Customers shop at an AT&T store in Palo Alto, Calif....

Customers shop at an AT&T store in Palo Alto, Calif. The company has announced that it will test market home security and automation at stores in Atlanta and Dallas during the summer of 2012. Credit: AP, 2097

AT&T Inc. caved to complaints that it's placing unreasonable limits on the "unlimited data" plans it offers smartphone subscribers.

The cellphone company said Thursday that from now on, it will only slow down service for its "unlimited data" subscribers when they hit 3 gigabytes of usage within a billing cycle. Previously, the company had been throttling service when subscribers entered the heaviest 5 percent of data users for that month and that area.

There was no way for subscribers to find out ahead of time what the limit was. AT&T would send a warning by text message to people who approached the limit. The data throttling would then kick in a few days later. Thousands of subscribers complained about the policy online.

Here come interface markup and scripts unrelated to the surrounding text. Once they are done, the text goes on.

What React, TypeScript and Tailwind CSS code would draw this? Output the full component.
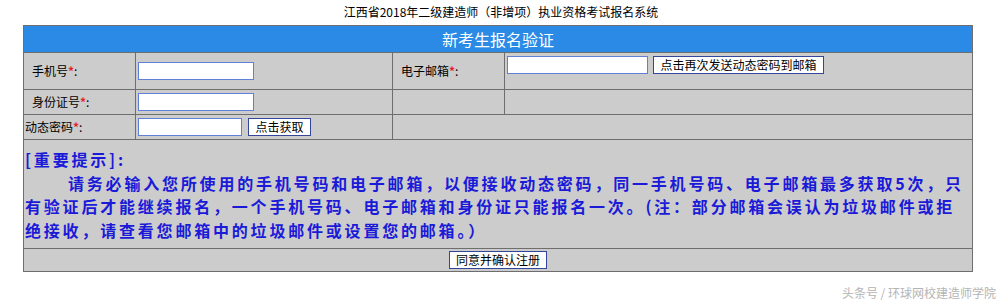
const cjk = { fontFamily: '"Noto Sans CJK SC", "Liberation Sans", sans-serif' };

function Label({ text, pad = true }: { text: string; pad?: boolean }) {
  return (
    <div className={`flex h-full items-center bg-[#cccccc] text-[12px] text-black ${pad ? "pl-[8px]" : "pl-[1px]"}`}>
      <span>{text}</span>
      <span className="font-bold text-[#e8202a]">*</span>
      <span>:</span>
    </div>
  );
}

function Input({ w }: { w: string }) {
  return <input className={`${w} h-[18px] border border-[#5f7fd8] bg-white outline-none`} />;
}

function Btn({ children, w }: { children: string; w: string }) {
  return (
    <button className={`${w} flex h-[18px] items-center justify-center border border-[#34469a] bg-white text-[12px] leading-none text-black`}>
      {children}
    </button>
  );
}

export default function App() {
  return (
    <div className="h-[301px] w-[1002px] bg-white" style={cjk}>
      <div className="flex h-[25px] items-center justify-center pb-[1px] text-[12px] text-black">
        江西省2018年二级建造师（非增项）执业资格考试报名系统
      </div>

      <div className="ml-[23px] w-[950px] border border-[#6e6e6e] bg-[#6e6e6e]">
        <div className="grid grid-cols-[111px_256px_111px_467px] grid-rows-[26px_36px_24px_24px_108px_22px] gap-px">
          <div className="col-span-4 flex items-center justify-center bg-[#2a8ae6] pb-[1px] text-[16px] text-white">
            新考生报名验证
          </div>

          <Label text="手机号" />
          <div className="flex items-center bg-[#cccccc] pl-[2px]">
            <Input w="w-[116px]" />
          </div>
          <Label text="电子邮箱" />
          <div className="flex items-start gap-[5px] bg-[#cccccc] pl-[2px] pt-[3px]">
            <Input w="w-[141px]" />
            <Btn w="w-[171px]">点击再次发送动态密码到邮箱</Btn>
          </div>

          <Label text="身份证号" />
          <div className="flex items-center bg-[#cccccc] pl-[2px]">
            <Input w="w-[116px]" />
          </div>
          <div className="bg-[#cccccc]" />
          <div className="bg-[#cccccc]" />

          <Label text="动态密码" pad={false} />
          <div className="flex items-center gap-[6px] bg-[#cccccc] pl-[2px]">
            <Input w="w-[104px]" />
            <Btn w="w-[63px]">点击获取</Btn>
          </div>
          <div className="col-span-2 bg-[#cccccc]" />

          <div
            className="col-span-4 flex flex-col justify-center bg-[#cccccc] pl-[1px] pt-[2px] text-[16px] font-bold leading-[23.5px] tracking-[2.8px] text-[#1a1ad8] whitespace-nowrap"
          >
            <div>[重要提示]:</div>
            <div className="pl-[43px]">请务必输入您所使用的手机号码和电子邮箱，以便接收动态密码，同一手机号码、电子邮箱最多获取5次，只</div>
            <div>有验证后才能继续报名，一个手机号码、电子邮箱和身份证只能报名一次。(注：部分邮箱会误认为垃圾邮件或拒</div>
            <div>绝接收，请查看您邮箱中的垃圾邮件或设置您的邮箱。）</div>
          </div>

          <div className="col-span-4 flex items-center justify-center bg-[#cccccc]">
            <Btn w="w-[98px]">同意并确认注册</Btn>
          </div>
        </div>
      </div>

      <div className="mt-[12px] flex justify-end pr-[6px] text-[12px] text-[#b4b4b4]">
        头条号 / 环球网校建造师学院
      </div>
    </div>
  );
}
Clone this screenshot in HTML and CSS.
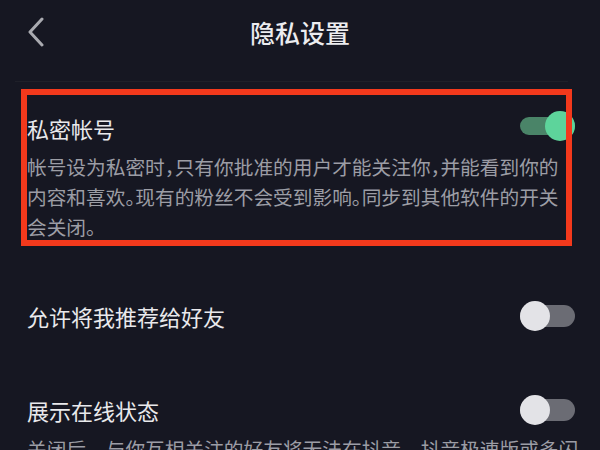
FILE: index.html
```html
<!DOCTYPE html>
<html lang="zh-CN">

<head>
    <meta charset="UTF-8">
    <meta name="viewport" content="width=device-width, initial-scale=1.0">
    <title>隐私设置</title>
    <link rel="stylesheet" href="styles.css">
</head>

<body>
    <div id="privacy">
        <header class="nav">
            <span class="back">
                <svg width="18" height="30" viewBox="0 0 18 30">
                    <polyline points="15,2 3,15 15,28" fill="none" stroke="#a9aab0" stroke-width="3" stroke-linecap="round" stroke-linejoin="round" />
                </svg>
            </span>
            <h1 class="title">隐私设置</h1>
        </header>

        <div class="list">
            <div class="item item-private">
                <div class="row">
                    <span class="label">私密帐号</span>
                    <span class="switch on"></span>
                </div>
                <p class="desc">帐号设为私密时，只有你批准的用户才能关注你，并能看到你的内容和喜欢。现有的粉丝不会受到影响。同步到其他软件的开关会关闭。</p>
            </div>

            <div class="item item-recommend">
                <div class="row">
                    <span class="label">允许将我推荐给好友</span>
                    <span class="switch"></span>
                </div>
            </div>

            <div class="item item-online">
                <div class="row">
                    <span class="label">展示在线状态</span>
                    <span class="switch"></span>
                </div>
                <p class="desc desc-wide">关闭后，与你互相关注的好友将无法在抖音、抖音极速版或多闪看到你的在线状态。</p>
            </div>
        </div>

        <div class="mark"></div>
    </div>
</body>

</html>
```

FILE: styles.css
```css
* {
    margin: 0;
    padding: 0;
    box-sizing: border-box;
}

body {
    background-color: #161722;
    font-family: "Noto Sans CJK SC", "Noto Sans", sans-serif;
    overflow: hidden;
}

#privacy {
    position: relative;
    width: 600px;
    height: 450px;
    overflow: hidden;
}

.nav {
    height: 82px;
    margin: 0 32px 0 15px;
    border-bottom: 1px solid #1f2029;
    display: flex;
    align-items: center;
    justify-content: center;
    position: relative;
}

.back {
    position: absolute;
    left: 12px;
    top: 17px;
    display: flex;
}

.title {
    font-size: 25px;
    font-weight: 500;
    color: #ececef;
    margin-left: 17px;
    margin-top: -18px;
}

.list {
    padding: 0 25px 0 27px;
}

.item-private {
    padding-top: 31px;
}

.item-recommend {
    padding-top: 59px;
}

.item-online {
    padding-top: 64px;
}

.row {
    display: flex;
    align-items: center;
    justify-content: space-between;
    height: 30px;
}

.label {
    font-size: 22px;
    color: #e9e9ec;
    line-height: 30px;
}

.desc {
    margin-top: 9px;
    width: 538px;
    font-size: 19.7px;
    line-height: 30px;
    color: #9c9da5;
    font-feature-settings: "halt";
}

.desc-wide {
    width: 560px;
    font-feature-settings: normal;
}

.switch {
    position: relative;
    width: 55px;
    height: 30px;
}

.switch::before {
    content: "";
    position: absolute;
    left: 0;
    right: 0;
    top: 4px;
    height: 22px;
    border-radius: 11px;
    background-color: #6b6c74;
}

.switch::after {
    content: "";
    position: absolute;
    left: 0;
    top: 0;
    width: 30px;
    height: 30px;
    border-radius: 50%;
    background-color: #e3e3e7;
}

.switch.on {
    margin-top: -4px;
}

.switch.on::before {
    top: 6px;
    height: 18px;
    background-color: #4a8468;
}

.switch.on::after {
    left: auto;
    right: 0;
    background-color: #5dd49b;
}

/* red frame drawn over the private account block */
.mark {
    position: absolute;
    left: 21px;
    top: 89px;
    width: 551px;
    height: 157px;
    border: 6px solid #f3391c;
}
```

"Our unlimited plan customers have told us they want more clarity around how the program works and what they can expect," AT&T said in a statement.

An Associated Press story two weeks ago cited subscribers whose data service had been throttled at just over 2 gigabytes of data use. The story included others who had received warnings that throttling was imminent. The 2-gigabyte barrier was lower than AT&T's current "limited" plan provides. One person said his phone was practically useless for two weeks out the month because the data service was slowed so drastically.

AT&T doesn't sell the "unlimited data" plan any more, but subscribers have been allowed to keep it. The company charges $30 per month for the plan, the same amount it charges for 3 gigabytes of data on a new "tiered" or limited plan.